• Task to carry out: Copy each line below exactly and leave the pictures out.

• Task data:
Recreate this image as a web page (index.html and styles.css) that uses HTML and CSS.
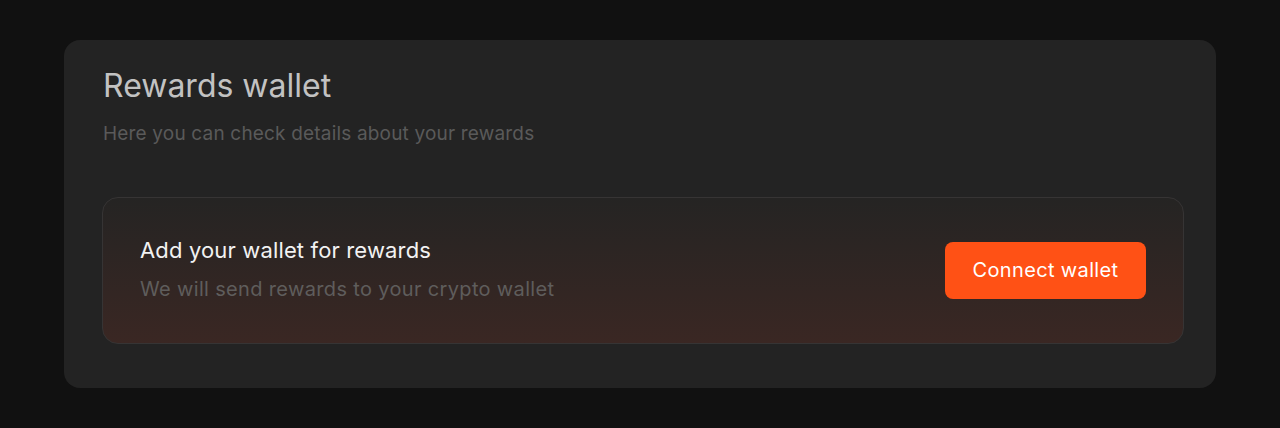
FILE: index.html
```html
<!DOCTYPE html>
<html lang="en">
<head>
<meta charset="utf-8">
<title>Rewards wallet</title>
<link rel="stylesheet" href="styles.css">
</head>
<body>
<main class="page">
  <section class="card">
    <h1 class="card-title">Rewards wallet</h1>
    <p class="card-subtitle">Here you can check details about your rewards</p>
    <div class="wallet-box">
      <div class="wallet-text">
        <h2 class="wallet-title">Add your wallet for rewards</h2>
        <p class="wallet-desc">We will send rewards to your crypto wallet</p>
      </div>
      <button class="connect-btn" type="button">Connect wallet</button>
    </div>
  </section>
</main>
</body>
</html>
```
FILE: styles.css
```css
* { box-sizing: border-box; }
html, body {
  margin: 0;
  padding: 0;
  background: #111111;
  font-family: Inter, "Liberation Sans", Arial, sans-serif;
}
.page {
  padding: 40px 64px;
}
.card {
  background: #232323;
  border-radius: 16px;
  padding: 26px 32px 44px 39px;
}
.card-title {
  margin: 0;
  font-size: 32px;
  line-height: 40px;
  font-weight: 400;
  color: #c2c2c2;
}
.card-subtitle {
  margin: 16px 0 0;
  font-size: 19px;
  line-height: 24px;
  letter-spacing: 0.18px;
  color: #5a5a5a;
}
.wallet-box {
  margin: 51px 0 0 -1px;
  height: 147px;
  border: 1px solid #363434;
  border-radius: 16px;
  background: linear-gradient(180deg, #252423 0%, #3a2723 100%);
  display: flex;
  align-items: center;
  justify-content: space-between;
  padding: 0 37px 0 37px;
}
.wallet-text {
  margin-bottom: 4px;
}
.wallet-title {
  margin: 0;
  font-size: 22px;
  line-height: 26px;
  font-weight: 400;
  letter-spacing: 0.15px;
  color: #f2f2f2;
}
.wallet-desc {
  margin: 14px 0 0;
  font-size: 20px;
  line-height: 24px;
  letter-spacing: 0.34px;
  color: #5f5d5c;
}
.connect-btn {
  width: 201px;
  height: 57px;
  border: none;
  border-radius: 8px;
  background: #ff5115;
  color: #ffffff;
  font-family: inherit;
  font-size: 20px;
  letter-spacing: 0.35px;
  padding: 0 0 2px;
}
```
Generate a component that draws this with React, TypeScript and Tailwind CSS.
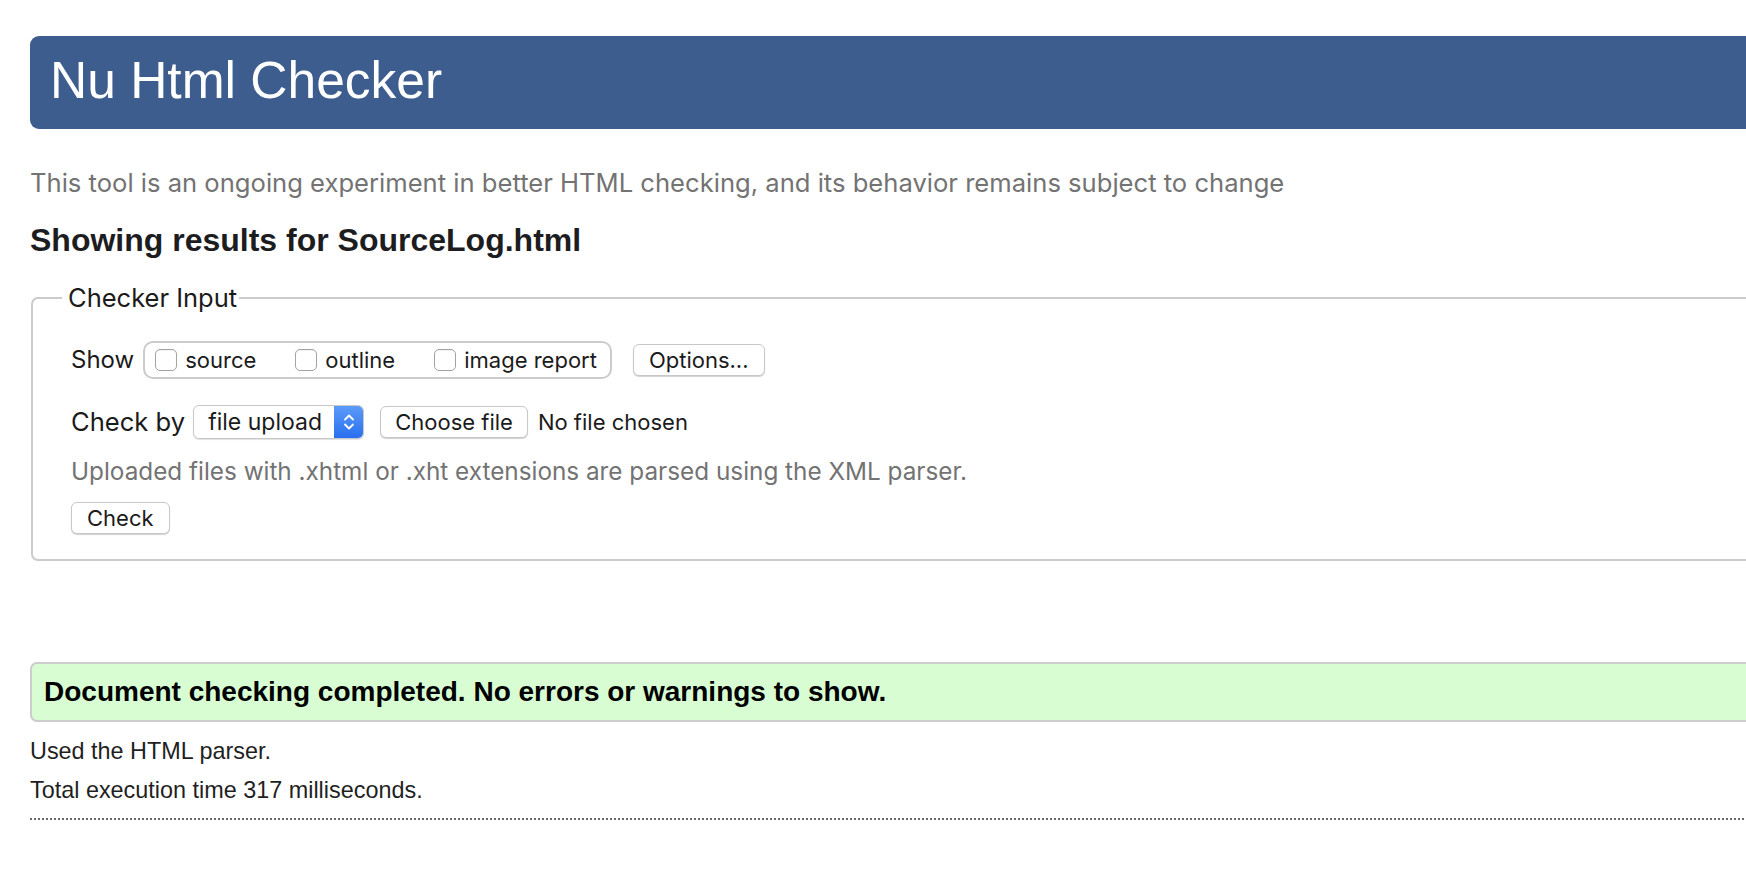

• Completed exercise:
Recreate this image as a web page (index.html and styles.css) that uses HTML and CSS.
FILE: index.html
```html
<!DOCTYPE html>
<html lang="en">
<head>
<meta charset="utf-8">
<title>Rewards wallet</title>
<link rel="stylesheet" href="styles.css">
</head>
<body>
<main class="page">
  <section class="card">
    <h1 class="card-title">Rewards wallet</h1>
    <p class="card-subtitle">Here you can check details about your rewards</p>
    <div class="wallet-box">
      <div class="wallet-text">
        <h2 class="wallet-title">Add your wallet for rewards</h2>
        <p class="wallet-desc">We will send rewards to your crypto wallet</p>
      </div>
      <button class="connect-btn" type="button">Connect wallet</button>
    </div>
  </section>
</main>
</body>
</html>
```
FILE: styles.css
```css
* { box-sizing: border-box; }
html, body {
  margin: 0;
  padding: 0;
  background: #111111;
  font-family: Inter, "Liberation Sans", Arial, sans-serif;
}
.page {
  padding: 40px 64px;
}
.card {
  background: #232323;
  border-radius: 16px;
  padding: 26px 32px 44px 39px;
}
.card-title {
  margin: 0;
  font-size: 32px;
  line-height: 40px;
  font-weight: 400;
  color: #c2c2c2;
}
.card-subtitle {
  margin: 16px 0 0;
  font-size: 19px;
  line-height: 24px;
  letter-spacing: 0.18px;
  color: #5a5a5a;
}
.wallet-box {
  margin: 51px 0 0 -1px;
  height: 147px;
  border: 1px solid #363434;
  border-radius: 16px;
  background: linear-gradient(180deg, #252423 0%, #3a2723 100%);
  display: flex;
  align-items: center;
  justify-content: space-between;
  padding: 0 37px 0 37px;
}
.wallet-text {
  margin-bottom: 4px;
}
.wallet-title {
  margin: 0;
  font-size: 22px;
  line-height: 26px;
  font-weight: 400;
  letter-spacing: 0.15px;
  color: #f2f2f2;
}
.wallet-desc {
  margin: 14px 0 0;
  font-size: 20px;
  line-height: 24px;
  letter-spacing: 0.34px;
  color: #5f5d5c;
}
.connect-btn {
  width: 201px;
  height: 57px;
  border: none;
  border-radius: 8px;
  background: #ff5115;
  color: #ffffff;
  font-family: inherit;
  font-size: 20px;
  letter-spacing: 0.35px;
  padding: 0 0 2px;
}
```
Generate a component that draws this with React, TypeScript and Tailwind CSS.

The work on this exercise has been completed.